**EXERCISE:** Only the lines from the one with "Output the component" through the one with "const profileIcon = <Glyph", inclusive, should be echoed exactly; pictures are left out.

**WORKING DATA:**
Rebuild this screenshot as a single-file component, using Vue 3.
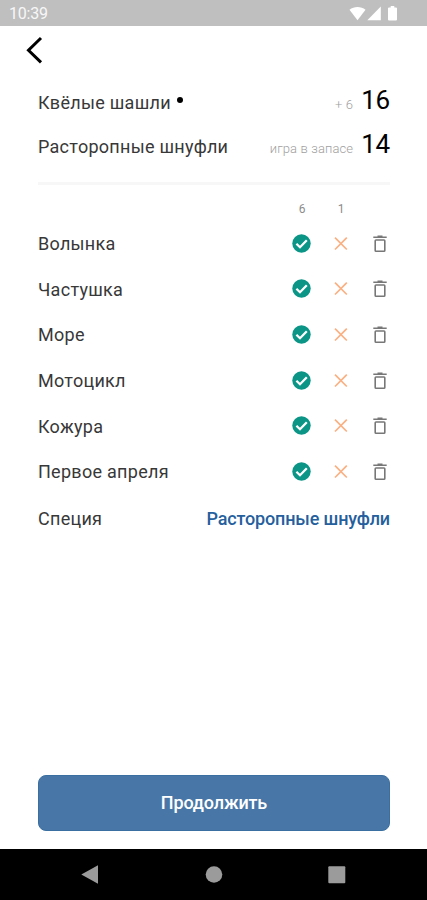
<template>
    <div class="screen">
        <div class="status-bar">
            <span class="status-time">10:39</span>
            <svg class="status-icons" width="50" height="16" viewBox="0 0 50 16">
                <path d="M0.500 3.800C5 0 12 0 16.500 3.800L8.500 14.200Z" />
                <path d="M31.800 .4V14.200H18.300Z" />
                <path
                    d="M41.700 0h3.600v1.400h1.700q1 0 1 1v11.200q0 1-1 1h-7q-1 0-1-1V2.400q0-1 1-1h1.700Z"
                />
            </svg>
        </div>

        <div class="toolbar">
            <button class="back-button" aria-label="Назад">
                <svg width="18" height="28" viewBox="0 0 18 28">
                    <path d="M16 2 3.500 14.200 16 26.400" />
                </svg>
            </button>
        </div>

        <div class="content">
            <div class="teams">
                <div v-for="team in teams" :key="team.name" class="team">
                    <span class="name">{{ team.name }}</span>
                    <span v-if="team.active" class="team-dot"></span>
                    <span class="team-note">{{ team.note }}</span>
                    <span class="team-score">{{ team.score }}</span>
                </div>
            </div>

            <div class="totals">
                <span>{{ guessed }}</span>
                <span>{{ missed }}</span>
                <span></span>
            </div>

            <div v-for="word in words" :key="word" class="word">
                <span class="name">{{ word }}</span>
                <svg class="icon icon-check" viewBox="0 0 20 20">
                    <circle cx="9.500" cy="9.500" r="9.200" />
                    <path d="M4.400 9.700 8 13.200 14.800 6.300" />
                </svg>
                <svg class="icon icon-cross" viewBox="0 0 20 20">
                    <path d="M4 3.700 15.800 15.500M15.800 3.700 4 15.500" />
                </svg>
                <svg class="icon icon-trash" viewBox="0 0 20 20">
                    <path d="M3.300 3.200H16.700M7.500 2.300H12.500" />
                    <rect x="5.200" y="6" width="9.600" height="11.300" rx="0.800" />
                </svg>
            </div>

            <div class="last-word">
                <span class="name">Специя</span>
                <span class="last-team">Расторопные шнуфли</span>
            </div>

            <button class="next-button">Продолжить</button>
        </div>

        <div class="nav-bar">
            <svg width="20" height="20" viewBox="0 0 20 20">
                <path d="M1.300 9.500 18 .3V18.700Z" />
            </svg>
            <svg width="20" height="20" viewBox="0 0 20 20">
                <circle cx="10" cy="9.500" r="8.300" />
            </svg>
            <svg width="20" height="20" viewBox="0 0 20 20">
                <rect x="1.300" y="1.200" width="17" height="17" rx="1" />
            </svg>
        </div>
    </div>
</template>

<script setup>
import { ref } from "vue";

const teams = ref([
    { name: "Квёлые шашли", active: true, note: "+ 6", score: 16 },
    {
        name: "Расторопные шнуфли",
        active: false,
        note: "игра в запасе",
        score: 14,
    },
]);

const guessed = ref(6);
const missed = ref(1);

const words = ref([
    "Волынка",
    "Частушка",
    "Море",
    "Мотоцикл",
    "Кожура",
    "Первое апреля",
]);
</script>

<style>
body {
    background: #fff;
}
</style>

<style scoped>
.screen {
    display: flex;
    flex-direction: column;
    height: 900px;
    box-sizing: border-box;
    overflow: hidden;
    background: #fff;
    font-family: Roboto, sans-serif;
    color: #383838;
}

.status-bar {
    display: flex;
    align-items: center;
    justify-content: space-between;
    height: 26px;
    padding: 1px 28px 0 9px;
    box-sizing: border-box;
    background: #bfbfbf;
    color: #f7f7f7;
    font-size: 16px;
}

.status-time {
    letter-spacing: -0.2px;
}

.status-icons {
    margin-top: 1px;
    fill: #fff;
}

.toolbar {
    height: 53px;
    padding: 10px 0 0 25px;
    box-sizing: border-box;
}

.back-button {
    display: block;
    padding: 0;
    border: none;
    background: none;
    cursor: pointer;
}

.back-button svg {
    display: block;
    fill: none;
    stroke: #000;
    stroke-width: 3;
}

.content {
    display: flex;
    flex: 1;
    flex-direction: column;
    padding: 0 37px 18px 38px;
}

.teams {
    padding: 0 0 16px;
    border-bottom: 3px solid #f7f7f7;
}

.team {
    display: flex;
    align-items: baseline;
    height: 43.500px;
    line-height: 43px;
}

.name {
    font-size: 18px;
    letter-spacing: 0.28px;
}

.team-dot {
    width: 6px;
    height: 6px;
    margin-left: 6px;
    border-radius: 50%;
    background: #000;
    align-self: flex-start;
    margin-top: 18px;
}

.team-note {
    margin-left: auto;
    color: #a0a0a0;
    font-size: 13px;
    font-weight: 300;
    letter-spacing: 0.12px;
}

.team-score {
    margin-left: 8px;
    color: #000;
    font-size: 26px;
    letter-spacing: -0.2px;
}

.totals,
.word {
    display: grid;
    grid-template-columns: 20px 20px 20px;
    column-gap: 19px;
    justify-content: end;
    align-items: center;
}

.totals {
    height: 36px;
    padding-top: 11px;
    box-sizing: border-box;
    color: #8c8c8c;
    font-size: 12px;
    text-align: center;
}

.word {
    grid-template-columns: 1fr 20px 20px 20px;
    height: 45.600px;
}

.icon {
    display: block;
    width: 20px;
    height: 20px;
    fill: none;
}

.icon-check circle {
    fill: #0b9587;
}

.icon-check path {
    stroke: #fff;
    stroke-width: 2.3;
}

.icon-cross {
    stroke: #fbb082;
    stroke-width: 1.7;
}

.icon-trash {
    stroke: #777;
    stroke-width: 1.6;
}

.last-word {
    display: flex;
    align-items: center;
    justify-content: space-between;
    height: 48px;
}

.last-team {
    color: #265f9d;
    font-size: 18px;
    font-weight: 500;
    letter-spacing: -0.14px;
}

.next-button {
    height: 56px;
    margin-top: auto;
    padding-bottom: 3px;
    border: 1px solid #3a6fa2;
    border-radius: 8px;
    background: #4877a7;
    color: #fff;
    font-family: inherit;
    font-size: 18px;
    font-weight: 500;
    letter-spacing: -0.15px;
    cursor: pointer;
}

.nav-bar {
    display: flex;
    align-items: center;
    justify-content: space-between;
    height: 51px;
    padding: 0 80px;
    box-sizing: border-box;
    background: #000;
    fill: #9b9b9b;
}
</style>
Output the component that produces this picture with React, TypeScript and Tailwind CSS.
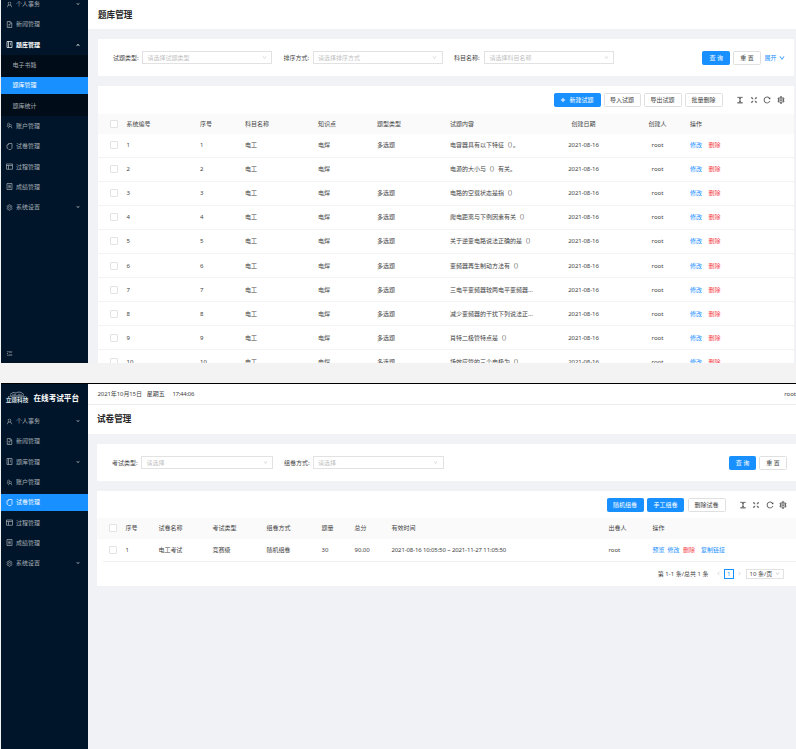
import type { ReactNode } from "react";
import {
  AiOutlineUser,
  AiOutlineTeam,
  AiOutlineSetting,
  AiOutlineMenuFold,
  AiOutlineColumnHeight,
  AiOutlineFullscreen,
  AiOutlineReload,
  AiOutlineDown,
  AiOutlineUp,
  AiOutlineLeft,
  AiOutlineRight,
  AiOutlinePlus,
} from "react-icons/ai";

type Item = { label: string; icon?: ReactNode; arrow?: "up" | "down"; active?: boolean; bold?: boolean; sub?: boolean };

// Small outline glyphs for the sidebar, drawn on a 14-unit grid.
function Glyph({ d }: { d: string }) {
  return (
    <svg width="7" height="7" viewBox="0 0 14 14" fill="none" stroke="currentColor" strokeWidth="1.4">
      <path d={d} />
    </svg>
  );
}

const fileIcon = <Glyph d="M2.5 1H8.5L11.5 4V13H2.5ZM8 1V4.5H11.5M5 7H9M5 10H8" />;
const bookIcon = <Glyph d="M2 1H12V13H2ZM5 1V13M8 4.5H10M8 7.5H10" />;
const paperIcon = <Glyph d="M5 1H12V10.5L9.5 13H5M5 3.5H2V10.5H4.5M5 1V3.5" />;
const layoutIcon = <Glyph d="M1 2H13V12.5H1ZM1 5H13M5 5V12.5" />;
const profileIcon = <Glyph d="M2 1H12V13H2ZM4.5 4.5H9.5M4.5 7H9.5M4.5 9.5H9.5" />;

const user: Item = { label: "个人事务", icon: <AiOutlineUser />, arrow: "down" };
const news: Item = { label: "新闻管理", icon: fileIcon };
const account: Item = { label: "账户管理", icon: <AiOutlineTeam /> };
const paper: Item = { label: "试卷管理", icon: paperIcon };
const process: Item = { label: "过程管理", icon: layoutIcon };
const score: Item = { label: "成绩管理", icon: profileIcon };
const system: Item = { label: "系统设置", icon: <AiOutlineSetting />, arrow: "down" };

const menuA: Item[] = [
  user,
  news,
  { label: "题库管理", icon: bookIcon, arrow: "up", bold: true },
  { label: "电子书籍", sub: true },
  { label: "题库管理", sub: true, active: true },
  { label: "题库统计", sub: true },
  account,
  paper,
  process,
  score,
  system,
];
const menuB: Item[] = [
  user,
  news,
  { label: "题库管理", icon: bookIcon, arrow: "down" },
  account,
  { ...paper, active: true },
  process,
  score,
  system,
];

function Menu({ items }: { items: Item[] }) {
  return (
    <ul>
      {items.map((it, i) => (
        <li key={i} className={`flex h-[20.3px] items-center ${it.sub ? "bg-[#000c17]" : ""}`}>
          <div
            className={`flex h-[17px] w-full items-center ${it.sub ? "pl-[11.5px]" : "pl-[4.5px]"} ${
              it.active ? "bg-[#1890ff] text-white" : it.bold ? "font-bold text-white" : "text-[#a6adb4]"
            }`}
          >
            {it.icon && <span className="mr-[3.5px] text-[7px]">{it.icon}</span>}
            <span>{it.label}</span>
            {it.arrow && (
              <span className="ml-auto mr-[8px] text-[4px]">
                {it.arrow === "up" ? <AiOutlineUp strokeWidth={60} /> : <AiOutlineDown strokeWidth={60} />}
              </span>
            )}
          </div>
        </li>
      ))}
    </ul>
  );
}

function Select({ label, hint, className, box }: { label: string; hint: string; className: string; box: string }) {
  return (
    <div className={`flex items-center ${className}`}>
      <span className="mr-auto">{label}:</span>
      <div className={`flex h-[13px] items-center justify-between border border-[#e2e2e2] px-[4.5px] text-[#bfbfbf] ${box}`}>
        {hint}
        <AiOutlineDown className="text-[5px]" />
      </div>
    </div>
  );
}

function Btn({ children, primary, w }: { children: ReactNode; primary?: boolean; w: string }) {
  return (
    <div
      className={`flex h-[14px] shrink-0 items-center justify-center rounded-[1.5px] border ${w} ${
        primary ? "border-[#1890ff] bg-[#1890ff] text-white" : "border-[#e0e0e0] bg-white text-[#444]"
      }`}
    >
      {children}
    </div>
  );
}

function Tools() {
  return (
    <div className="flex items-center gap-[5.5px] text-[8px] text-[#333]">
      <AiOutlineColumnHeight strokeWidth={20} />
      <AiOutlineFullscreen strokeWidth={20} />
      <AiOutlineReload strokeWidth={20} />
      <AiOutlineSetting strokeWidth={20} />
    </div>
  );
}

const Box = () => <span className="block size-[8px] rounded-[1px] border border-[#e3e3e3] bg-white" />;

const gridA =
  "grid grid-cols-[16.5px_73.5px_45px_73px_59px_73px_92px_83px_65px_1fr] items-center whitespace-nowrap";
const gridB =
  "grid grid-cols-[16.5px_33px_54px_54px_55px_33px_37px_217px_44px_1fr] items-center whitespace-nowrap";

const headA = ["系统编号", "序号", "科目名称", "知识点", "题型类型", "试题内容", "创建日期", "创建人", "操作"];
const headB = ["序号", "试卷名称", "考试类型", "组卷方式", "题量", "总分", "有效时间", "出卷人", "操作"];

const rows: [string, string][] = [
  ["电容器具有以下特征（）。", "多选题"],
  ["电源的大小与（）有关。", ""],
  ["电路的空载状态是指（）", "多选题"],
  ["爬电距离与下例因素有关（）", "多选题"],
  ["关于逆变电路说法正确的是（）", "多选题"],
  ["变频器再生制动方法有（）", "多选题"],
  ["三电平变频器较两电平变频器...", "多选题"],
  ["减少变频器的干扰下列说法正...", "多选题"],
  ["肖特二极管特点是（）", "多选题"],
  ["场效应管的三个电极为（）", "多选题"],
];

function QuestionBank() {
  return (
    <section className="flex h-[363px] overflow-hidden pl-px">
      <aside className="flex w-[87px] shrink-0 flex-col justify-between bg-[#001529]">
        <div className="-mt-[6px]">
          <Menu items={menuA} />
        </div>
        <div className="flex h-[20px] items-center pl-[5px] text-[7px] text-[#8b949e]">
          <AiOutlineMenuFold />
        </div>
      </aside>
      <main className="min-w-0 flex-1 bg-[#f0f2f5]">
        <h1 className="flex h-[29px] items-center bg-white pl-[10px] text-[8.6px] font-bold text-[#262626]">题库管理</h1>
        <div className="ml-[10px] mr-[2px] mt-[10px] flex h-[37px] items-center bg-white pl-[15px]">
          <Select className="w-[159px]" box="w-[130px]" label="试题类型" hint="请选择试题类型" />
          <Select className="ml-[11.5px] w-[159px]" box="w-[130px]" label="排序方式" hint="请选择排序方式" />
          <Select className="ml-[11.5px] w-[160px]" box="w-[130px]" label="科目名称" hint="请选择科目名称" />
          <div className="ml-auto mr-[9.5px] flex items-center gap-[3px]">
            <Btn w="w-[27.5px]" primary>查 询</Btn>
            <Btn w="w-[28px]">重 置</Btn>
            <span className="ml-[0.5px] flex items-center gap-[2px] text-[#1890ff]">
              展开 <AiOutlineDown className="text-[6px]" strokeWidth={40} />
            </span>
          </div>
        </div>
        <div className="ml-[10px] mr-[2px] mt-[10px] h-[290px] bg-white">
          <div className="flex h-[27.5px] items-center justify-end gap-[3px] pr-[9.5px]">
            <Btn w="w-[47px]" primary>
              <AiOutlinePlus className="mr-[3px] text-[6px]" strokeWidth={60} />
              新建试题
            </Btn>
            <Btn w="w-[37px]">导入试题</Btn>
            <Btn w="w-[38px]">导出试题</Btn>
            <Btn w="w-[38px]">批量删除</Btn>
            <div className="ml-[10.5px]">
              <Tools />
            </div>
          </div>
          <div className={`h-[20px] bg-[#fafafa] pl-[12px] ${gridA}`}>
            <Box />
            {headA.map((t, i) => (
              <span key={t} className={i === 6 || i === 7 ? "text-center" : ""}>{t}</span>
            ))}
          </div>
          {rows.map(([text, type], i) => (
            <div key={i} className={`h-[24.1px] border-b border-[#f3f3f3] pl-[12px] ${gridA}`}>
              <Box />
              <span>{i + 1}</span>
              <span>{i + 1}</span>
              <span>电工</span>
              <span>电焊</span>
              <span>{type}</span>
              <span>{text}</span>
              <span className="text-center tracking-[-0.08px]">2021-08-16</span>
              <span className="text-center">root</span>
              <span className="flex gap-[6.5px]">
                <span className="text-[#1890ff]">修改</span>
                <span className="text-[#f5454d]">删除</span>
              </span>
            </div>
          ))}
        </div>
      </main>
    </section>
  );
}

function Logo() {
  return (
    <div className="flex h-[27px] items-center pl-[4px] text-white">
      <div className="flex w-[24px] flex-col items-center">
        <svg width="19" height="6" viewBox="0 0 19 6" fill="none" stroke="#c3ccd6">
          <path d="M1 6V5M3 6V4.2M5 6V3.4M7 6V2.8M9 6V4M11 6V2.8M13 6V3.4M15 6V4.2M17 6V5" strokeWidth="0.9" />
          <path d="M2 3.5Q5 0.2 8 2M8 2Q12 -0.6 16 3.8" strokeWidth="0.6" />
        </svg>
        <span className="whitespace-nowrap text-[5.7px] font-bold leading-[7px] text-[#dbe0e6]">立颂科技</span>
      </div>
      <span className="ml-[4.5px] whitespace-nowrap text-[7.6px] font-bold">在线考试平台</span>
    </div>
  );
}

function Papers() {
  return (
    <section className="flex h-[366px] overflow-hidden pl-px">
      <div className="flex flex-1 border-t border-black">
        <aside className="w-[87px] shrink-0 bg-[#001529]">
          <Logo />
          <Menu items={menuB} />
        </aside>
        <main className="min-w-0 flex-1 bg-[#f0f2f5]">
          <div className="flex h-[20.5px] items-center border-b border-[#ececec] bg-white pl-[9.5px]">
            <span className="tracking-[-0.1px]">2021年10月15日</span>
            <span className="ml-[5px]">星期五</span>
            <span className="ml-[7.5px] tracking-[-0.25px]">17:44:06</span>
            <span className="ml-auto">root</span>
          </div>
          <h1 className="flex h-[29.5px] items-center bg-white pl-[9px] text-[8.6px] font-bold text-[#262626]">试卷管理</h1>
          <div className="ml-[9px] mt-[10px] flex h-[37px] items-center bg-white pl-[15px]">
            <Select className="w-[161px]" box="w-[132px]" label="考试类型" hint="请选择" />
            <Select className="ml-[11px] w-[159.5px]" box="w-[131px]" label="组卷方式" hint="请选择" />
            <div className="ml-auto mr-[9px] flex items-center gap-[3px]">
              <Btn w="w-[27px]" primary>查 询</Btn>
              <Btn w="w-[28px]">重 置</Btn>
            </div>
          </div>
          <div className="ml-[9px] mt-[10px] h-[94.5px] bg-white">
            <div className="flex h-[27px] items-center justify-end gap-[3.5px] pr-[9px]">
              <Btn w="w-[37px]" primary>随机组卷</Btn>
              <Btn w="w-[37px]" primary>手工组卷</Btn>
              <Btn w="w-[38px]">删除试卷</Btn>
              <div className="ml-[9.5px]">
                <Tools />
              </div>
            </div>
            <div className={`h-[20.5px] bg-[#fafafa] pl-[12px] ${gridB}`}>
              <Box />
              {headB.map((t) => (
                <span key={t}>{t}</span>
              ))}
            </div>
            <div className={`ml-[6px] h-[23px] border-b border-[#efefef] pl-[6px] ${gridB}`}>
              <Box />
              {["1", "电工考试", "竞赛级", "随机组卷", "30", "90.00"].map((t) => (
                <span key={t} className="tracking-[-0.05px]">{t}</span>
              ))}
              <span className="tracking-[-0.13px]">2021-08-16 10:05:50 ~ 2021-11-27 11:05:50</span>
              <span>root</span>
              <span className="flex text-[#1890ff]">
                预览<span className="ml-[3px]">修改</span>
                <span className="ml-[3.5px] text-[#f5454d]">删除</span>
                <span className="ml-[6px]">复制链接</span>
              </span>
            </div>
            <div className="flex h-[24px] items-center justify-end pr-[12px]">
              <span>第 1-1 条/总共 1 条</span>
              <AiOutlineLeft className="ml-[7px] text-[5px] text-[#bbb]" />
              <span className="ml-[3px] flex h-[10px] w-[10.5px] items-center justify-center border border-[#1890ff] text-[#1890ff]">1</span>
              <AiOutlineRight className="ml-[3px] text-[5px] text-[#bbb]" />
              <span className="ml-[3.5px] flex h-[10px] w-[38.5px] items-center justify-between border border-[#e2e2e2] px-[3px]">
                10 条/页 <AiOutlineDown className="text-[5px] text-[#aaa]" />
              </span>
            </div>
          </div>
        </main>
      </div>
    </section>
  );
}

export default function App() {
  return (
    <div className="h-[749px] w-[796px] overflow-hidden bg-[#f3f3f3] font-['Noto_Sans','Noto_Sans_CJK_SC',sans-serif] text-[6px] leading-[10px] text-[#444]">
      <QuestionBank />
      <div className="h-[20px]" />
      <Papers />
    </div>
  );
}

**SOLUTION TO THIS EXERCISE:**
Output the component that produces this picture with React, TypeScript and Tailwind CSS.
import type { ReactNode } from "react";
import {
  AiOutlineUser,
  AiOutlineTeam,
  AiOutlineSetting,
  AiOutlineMenuFold,
  AiOutlineColumnHeight,
  AiOutlineFullscreen,
  AiOutlineReload,
  AiOutlineDown,
  AiOutlineUp,
  AiOutlineLeft,
  AiOutlineRight,
  AiOutlinePlus,
} from "react-icons/ai";

type Item = { label: string; icon?: ReactNode; arrow?: "up" | "down"; active?: boolean; bold?: boolean; sub?: boolean };

// Small outline glyphs for the sidebar, drawn on a 14-unit grid.
function Glyph({ d }: { d: string }) {
  return (
    <svg width="7" height="7" viewBox="0 0 14 14" fill="none" stroke="currentColor" strokeWidth="1.4">
      <path d={d} />
    </svg>
  );
}

const fileIcon = <Glyph d="M2.5 1H8.5L11.5 4V13H2.5ZM8 1V4.5H11.5M5 7H9M5 10H8" />;
const bookIcon = <Glyph d="M2 1H12V13H2ZM5 1V13M8 4.5H10M8 7.5H10" />;
const paperIcon = <Glyph d="M5 1H12V10.5L9.5 13H5M5 3.5H2V10.5H4.5M5 1V3.5" />;
const layoutIcon = <Glyph d="M1 2H13V12.5H1ZM1 5H13M5 5V12.5" />;
const profileIcon = <Glyph d="M2 1H12V13H2ZM4.5 4.5H9.5M4.5 7H9.5M4.5 9.5H9.5" />;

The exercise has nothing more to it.